On June 6, 2020, the U.S. Supreme Court issued its decision in Barr v. American Association of Political Consultants, Inc., et al., settling an issue that has lingered over litigation under the Telephone Consumer Protection Act (TCPA) for the past several years. In a badly fractured opinion featuring multiple concurrences and dissents, a majority of the Court held that the TCPA’s federal-debts exemption, which immunizes from liability “calls made solely to collect a debt owed to or guaranteed by the United States,” was a content-based law that violated the First Amendment. Instead of striking down the TCPA’s autodialer restriction in its entirety, as the respondents requested, the Court’s majority severed the federal-debts exemption from the remainder of the TCPA. As a result, the TCPA’s autodialer restriction lives to see another day.

Procedural History

The TCPA was enacted in 1991 to restrict telemarketing activities and the use of automated dialing systems and artificial or prerecorded messages, often referred to as robocalls. As originally enacted, the TCPA prohibited almost all robocalls to cell phones placed without prior express consent. The 2015 Bipartisan Budget Act, however, exempted from the prior express consent requirement calls made solely for the purpose of collecting a debt owed to or guaranteed by the United States (the federal-debts exemption). In 2016, American Association of Political Consultants, Inc. (AAPC) filed a lawsuit alleging that, in light of the new federal-debts exemption, the TCPA’s continuing ban on all other calls to cell phones violated the First Amendment. AAPC sought a declaratory judgment that the entire provision banning calls to cell phones was an impermissible content-based restriction on speech and an injunction preventing enforcement.

In 2018, a North Carolina federal court denied AAPC’s request for declaratory and injunctive relief. The district court agreed that the cell phone call ban with the federal-debts exemption was a content-based speech restriction subject to strict scrutiny, but it determined that the provision survived strict scrutiny because of the government’s compelling interest in collecting debt. The Fourth Circuit vacated the district court’s judgment in 2019, concluding that the cell phone ban as amended to include the federal-debts exemption could not survive strict scrutiny. Rather than invalidating the entire cell phone call ban as AAPC sought, the Fourth Circuit concluded that the federal-debts exemption was severable from the rest of the provision.

The Decision

In a fractured decision, the Court struck down (by a 6-3 vote) the federal-debts exemption under the First Amendment, holding that the exemption was a content-based restriction on speech that could not survive strict scrutiny. The Court also determined (by a 7-2 vote) that severing the federal-debts exemption from the remainder of the TCPA was the appropriate remedy.

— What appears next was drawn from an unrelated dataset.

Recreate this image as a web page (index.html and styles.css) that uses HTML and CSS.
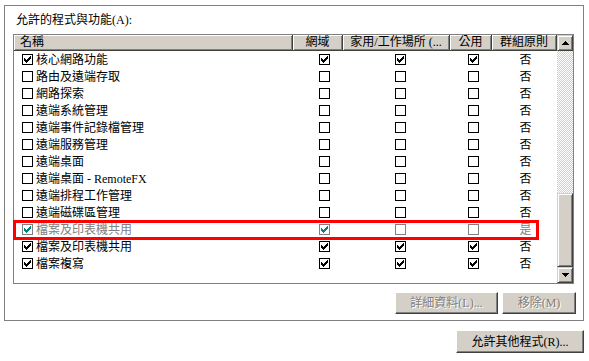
FILE: index.html
```html
<!DOCTYPE html>
<html lang="zh-Hant">
<head>
  <meta charset="UTF-8" />
  <title>允許的程式與功能</title>
  <link rel="stylesheet" href="styles.css">
</head>
<body>
  <div class="group">
    <div class="label">允許的程式與功能(A):</div>

    <div class="list">
      <div class="cols">
        <div class="head">
          <div class="name">名稱</div>
          <div>網域</div>
          <div>家用/工作場所 (...</div>
          <div>公用</div>
          <div>群組原則</div>
        </div>

        <div class="row"><div class="name"><span class="cb on"></span>核心網路功能</div><div><span class="cb on"></span></div><div><span class="cb on"></span></div><div><span class="cb on"></span></div><div>否</div></div>
        <div class="row"><div class="name"><span class="cb"></span>路由及遠端存取</div><div><span class="cb"></span></div><div><span class="cb"></span></div><div><span class="cb"></span></div><div>否</div></div>
        <div class="row"><div class="name"><span class="cb"></span>網路探索</div><div><span class="cb"></span></div><div><span class="cb"></span></div><div><span class="cb"></span></div><div>否</div></div>
        <div class="row"><div class="name"><span class="cb"></span>遠端系統管理</div><div><span class="cb"></span></div><div><span class="cb"></span></div><div><span class="cb"></span></div><div>否</div></div>
        <div class="row"><div class="name"><span class="cb"></span>遠端事件記錄檔管理</div><div><span class="cb"></span></div><div><span class="cb"></span></div><div><span class="cb"></span></div><div>否</div></div>
        <div class="row"><div class="name"><span class="cb"></span>遠端服務管理</div><div><span class="cb"></span></div><div><span class="cb"></span></div><div><span class="cb"></span></div><div>否</div></div>
        <div class="row"><div class="name"><span class="cb"></span>遠端桌面</div><div><span class="cb"></span></div><div><span class="cb"></span></div><div><span class="cb"></span></div><div>否</div></div>
        <div class="row"><div class="name"><span class="cb"></span>遠端桌面 - RemoteFX</div><div><span class="cb"></span></div><div><span class="cb"></span></div><div><span class="cb"></span></div><div>否</div></div>
        <div class="row"><div class="name"><span class="cb"></span>遠端排程工作管理</div><div><span class="cb"></span></div><div><span class="cb"></span></div><div><span class="cb"></span></div><div>否</div></div>
        <div class="row"><div class="name"><span class="cb"></span>遠端磁碟區管理</div><div><span class="cb"></span></div><div><span class="cb"></span></div><div><span class="cb"></span></div><div>否</div></div>
        <div class="row dis"><div class="name"><span class="cb on"></span>檔案及印表機共用</div><div><span class="cb on"></span></div><div><span class="cb"></span></div><div><span class="cb"></span></div><div>是</div></div>
        <div class="row"><div class="name"><span class="cb on"></span>檔案及印表機共用</div><div><span class="cb on"></span></div><div><span class="cb on"></span></div><div><span class="cb on"></span></div><div>否</div></div>
        <div class="row"><div class="name"><span class="cb on"></span>檔案複寫</div><div><span class="cb on"></span></div><div><span class="cb on"></span></div><div><span class="cb on"></span></div><div>否</div></div>
      </div>

      <div class="sbar">
        <div class="raised arrow"><svg width="7" height="4" viewBox="0 0 7 4"><path d="M3 0h1v1h1v1h1v1h1v1H0V3h1V2h1V1h1z"/></svg></div>
        <div class="track"></div>
        <div class="raised thumb"></div>
        <div class="raised arrow"><svg width="7" height="4" viewBox="0 0 7 4"><path d="M0 0h7v1H6v1H5v1H4v1H3V3H2V2H1V1H0z"/></svg></div>
      </div>
    </div>

    <div class="actions">
      <button class="raised btn dis details">詳細資料(L)...</button>
      <button class="raised btn dis remove">移除(M)</button>
    </div>
  </div>

  <button class="raised btn more">允許其他程式(R)...</button>
</body>
</html>
```

FILE: styles.css
```css
body {
  margin: 0;
  background: #fff;
  color: #000;
  font: 12px/14px "Liberation Serif", "Noto Sans CJK TC", serif;
}

.group {
  margin: 5px 5px 0 4px;
  border: 1px solid #808080;
  padding: 0 7px 6px 8px;
}
.label { margin: 7px 0 7px 3px; }

.list {
  width: 561px;
  height: 250px;
  box-sizing: border-box;
  border: 1px solid #808080;
  display: flex;
}
.cols { width: 543px; }

.head, .row {
  display: grid;
  grid-template-columns: 279px 50px 107px 42px 65px;
}
.head > div {
  box-sizing: border-box;
  height: 16px;
  background: #d4d0c8;
  border-right: 1px solid #404040;
  border-bottom: 1px solid #404040;
  box-shadow: inset 1px 1px #fff, inset -1px -1px #808080;
  text-align: center;
  line-height: 15px;
  white-space: nowrap;
  overflow: hidden;
}
.head > .name { text-align: left; padding-left: 6px; }

.row { height: 17px; }
.row > div { display: flex; align-items: center; justify-content: center; white-space: nowrap; }
.row > .name { justify-content: flex-start; padding-left: 8px; gap: 3px; }
/* checkbox columns sit a little right of centre */
.row > div:nth-child(2) { padding-left: 12px; }
.row > div:nth-child(3) { padding-left: 8px; }
.row > div:nth-child(4) { padding-left: 5px; }
.row > div:nth-child(5) { padding-left: 2px; }

.cb {
  position: relative;
  width: 11px;
  height: 11px;
  box-sizing: border-box;
  border: 1px solid #000;
  background: #fff;
  color: #000;
  flex: none;
}
.cb.on::after {
  content: "";
  position: absolute;
  left: 0; top: 0;
  width: 1px; height: 1px;
  box-shadow:
    1px 3px currentColor, 1px 4px currentColor, 1px 5px currentColor,
    2px 4px currentColor, 2px 5px currentColor, 2px 6px currentColor,
    3px 5px currentColor, 3px 6px currentColor, 3px 7px currentColor,
    4px 4px currentColor, 4px 5px currentColor, 4px 6px currentColor,
    5px 3px currentColor, 5px 4px currentColor, 5px 5px currentColor,
    6px 2px currentColor, 6px 3px currentColor, 6px 4px currentColor,
    7px 1px currentColor, 7px 2px currentColor, 7px 3px currentColor;
}

.row.dis { position: relative; color: #808080; }
.row.dis .cb { border-color: #808080; color: #008080; }
.row.dis::after {
  content: "";
  position: absolute;
  left: -1px; top: -1px;
  width: 526px; height: 20px;
  box-sizing: border-box;
  border: 3px solid #f00;
}

.raised {
  box-sizing: border-box;
  background: #d4d0c8;
  border: 1px solid;
  border-color: #fff #404040 #404040 #fff;
  box-shadow: inset -1px -1px #808080;
}

.sbar { width: 16px; display: flex; flex-direction: column; }
.arrow {
  height: 16px;
  border-color: #d4d0c8 #404040 #404040 #d4d0c8;
  box-shadow: inset 1px 1px #fff, inset -1px -1px #808080;
  display: flex; align-items: center; justify-content: center;
}
.arrow svg { display: block; }
.track {
  flex: 1;
  background: repeating-conic-gradient(#d4d0c8 0 25%, #fff 0 50%) 0 0 / 2px 2px;
}
.thumb {
  height: 74px;
  border-color: #d4d0c8 #404040 #404040 #d4d0c8;
  box-shadow: inset 1px 1px #fff, inset -1px -1px #808080;
}

.actions { display: flex; justify-content: flex-end; gap: 4px; margin-top: 8px; }
.btn {
  height: 22px;
  padding: 0;
  font: inherit;
  color: #000;
  text-align: center;
  line-height: 20px;
}
.btn.dis { color: #808080; text-shadow: 1px 1px #fff; }
.details { width: 103px; }
.remove { width: 74px; }
.more { display: block; width: 128px; height: 23px; margin: 9px 5px 0 auto; }
```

In the controlling plurality opinion, Justice Kavanaugh concluded that the law was a content-based speech restriction because it “favors speech made for collecting government debt over political and other speech.” He also agreed with the government’s concession that “it ha[d] not sufficiently justified the differentiation between government-debt collection speech and other important categories of robocall speech.” On the issue of severability, Justice Kavanaugh first noted that AAPC’s broader initial argument for holding the entire robocall restriction unconstitutional was unpersuasive. Then, applying general severability principles, he concluded that the Communications Act’s severability clause and the presumption of severability required severing the federal-debts exemption.

Key Takeaways

As Many Questions As Answers. The Court’s opinion raises new issues that could factor into future TCPA litigation, including:

  • How might courts address content-based speech restrictions that differentiate between speakers, as opposed to the restrictions at issue in AAPC, which the Court found were message-based?
  • What justifications for content-based speech restrictions are sufficient to satisfy strict scrutiny?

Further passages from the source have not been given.